Savvy onlookers may have experienced dressage déjà vu as they watched the awards ceremony for the 9- to 13-year-old walk/trot/canter division at Lendon Gray’s Youth Dressage Festival, held Aug. 11-14 in Saugerties, New York. Evelynn Schwarz stood with a gold medal around her neck, just as her mother had two decades before.
When Kat Schwarz (née Mathieu) won her division in 2002, the now-annual festival had only been running for three years out of Ox Ridge in Darien, Connecticut. It was known then as the Northeast Junior/Young Rider Dressage Championships.
“It was a lot of fun, and I couldn’t wait to get [Evelynn] involved, because I wanted her to see why I value the festival,” said Kat, a former student of Gray’s.
This year, the Wappingers Falls, New York-based 11-year-old secured top honors with a 66.75% in her USDF introductory level test C aboard Courtney Mooney’s Thoroughbred gelding Gabriel SES. Coupled with a strong equitation score and a 94% in the written exam, it was enough for Evelynn to clinch the championship title out of a field of 12 competitors. Not bad for a girl who primarily considers herself a hunter/jumper rider.
Mooney originally put “Shrimp” into training with Kat, but as soon as she realized how tolerant the gelding was, Kat asked Mooney earlier this year about letting her daughter take the reins with the goal of YDF in mind. As a fellow former student of Gray’s, Mooney supported helping Evelynn get to the show, which she otherwise would be unable to attend. Evelynn and Shrimp have been a team since the spring. It was a serendipitous match, as much like his young hunter rider, in his younger years the gelding didn’t seem destined for the dressage arena.
Born to a dam that rejected him, Shrimp was hand-raised at a rescue from 3 days old. “[He] was a dummy foal when he was born. He wouldn’t get up, he wouldn’t eat, he wouldn’t stand,” Evelynn said. “It was slightly a disaster. And then his mother stepped on him, broke a couple of his ribs on his left side. That cracked them into pieces. He still has a pretty decent dent in his side at the girth. They had to surgically remove them—it was a big deal.”
Prior to partnering with the now 16-year old rescue this spring, Evelynn’s competition experience was entirely in the hunter/jumper world under the tutelage of Vanessa Roman and Michael DelFiandra of Grafton Ridge LLC in South Salem, New York.

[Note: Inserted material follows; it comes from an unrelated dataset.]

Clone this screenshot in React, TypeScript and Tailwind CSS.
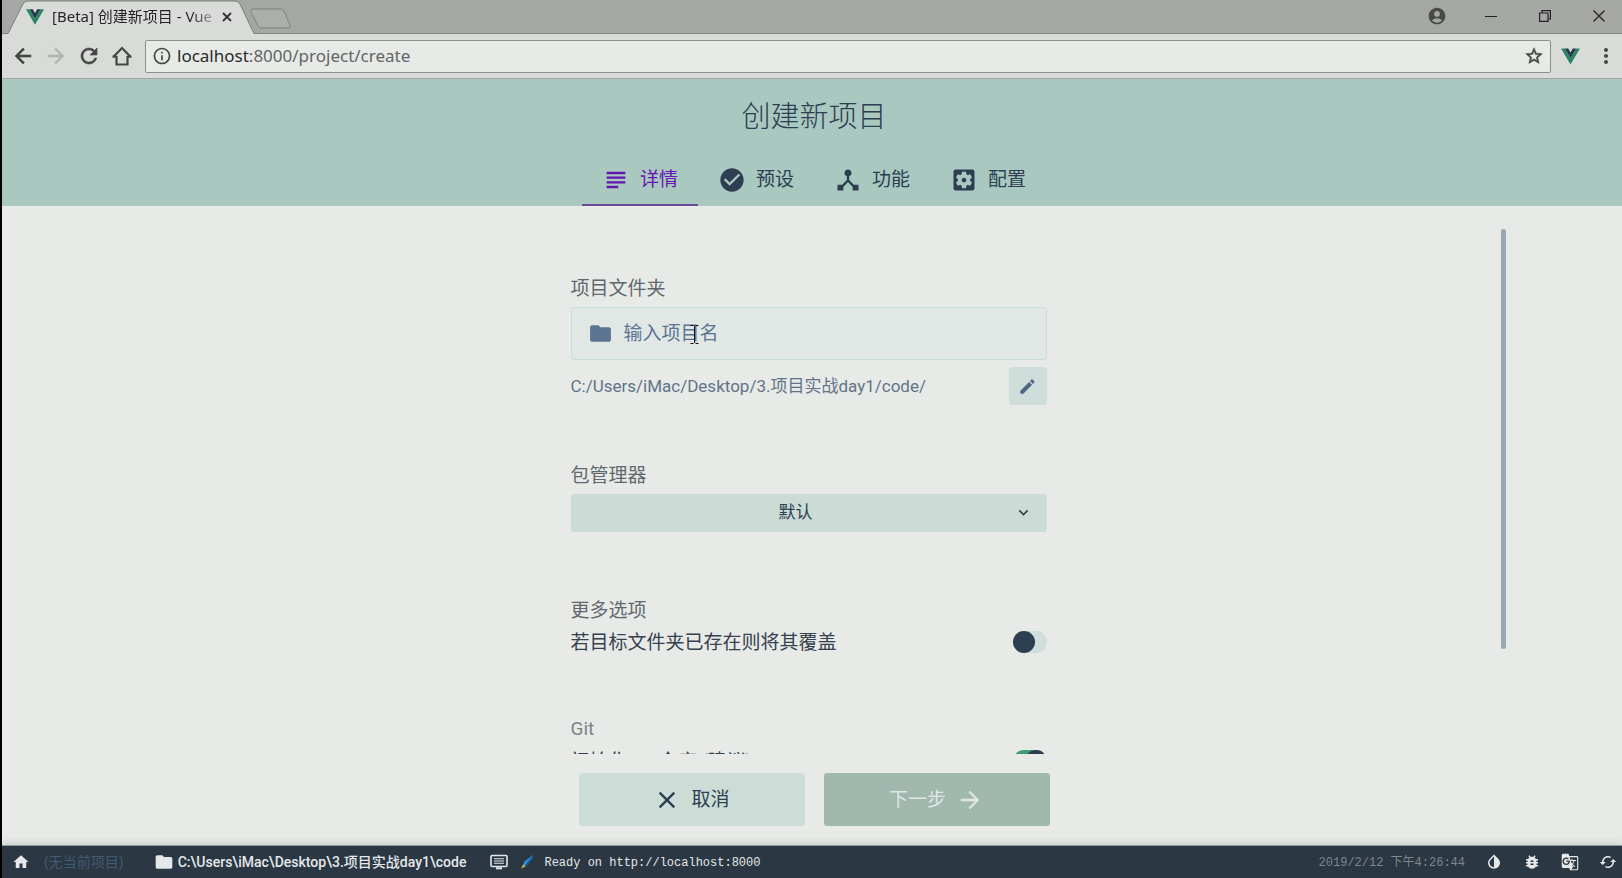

“I think having the duality of both, and having me sort of in the background in the dressage and then the primary being the hunter/jumper stuff, it gives her this really well-rounded approach,” Kat said of Evelynn. “And [the festival] gave her this opportunity to really see the reward for all of the different pieces that she had to put together to make the whole thing work. I think that’s why it went so well.”
Evelynn has competed in hunter/jumper classes on Grafton Ridge LLC’s green Welsh pony mare Hot Cross Buns, which helped her win the Searsmont Trophy for the highest scoring hunter/equitation rider and the Russell Mills Memorial Trophy for the highest scoring jumper rider at YDF.
Because her competitive opportunities have been entirely on other people’s horses, giving back has always been a priority for Evelynn. All YDF competitors are required to volunteer for one hour at the competition. For her part, Evelynn spent several at the awards table, in addition to test-running and working the Dressage4Kids merchandise booth. When she noticed that Mooney’s 3-year-old daughter was infatuated with a donkey at the barn, she handmade a hobby donkey for her to play with, as a thanks for sharing Shrimp.
“I couldn’t be more proud of the fact that she manifests what she wants without being obnoxious about it,” Kat said. “Evelynn very tactfully makes things happen for herself. And so she makes it so that she can have these opportunities by being that kid in the barn that people want to have around.”
The differences between YDF and hunter/jumper shows extend beyond the disciplines, from Evelynn’s perspective.
“At hunter/jumper shows you really do notice that a lot of kids have some really, really expensive ponies, and it can make you jealous,” she said. “I know there’s no need to worry about that because with [Hot Cross Buns] I’m making a hunter pony, I’m not there on a pony that’s not going to get any better. I’m there on a pony that is going to achieve something other than being green.”
By comparison, Gray puts a heavy emphasis on camaraderie and inclusion in all the Dressage4Kids programs, including YDF. Evelynn was quick to notice that, especially upon meeting other kids with self-made and imperfect horses.
“[Seeing other riders on green horses] makes you feel a lot less left out sometimes,” she said. “What I mean by ‘left out’ is that you don’t feel like you have to have a lot of money to do it.”
Evelynn will continue to work with Shrimp until this winter, when she’ll head to Wellington, Florida to ride at Grafton Ridge’s southern base. While she’s not ready to leave her first love of the hunter/jumpers, YDF left a lasting impression on her.
“I definitely want to go again,” she said. “100%.”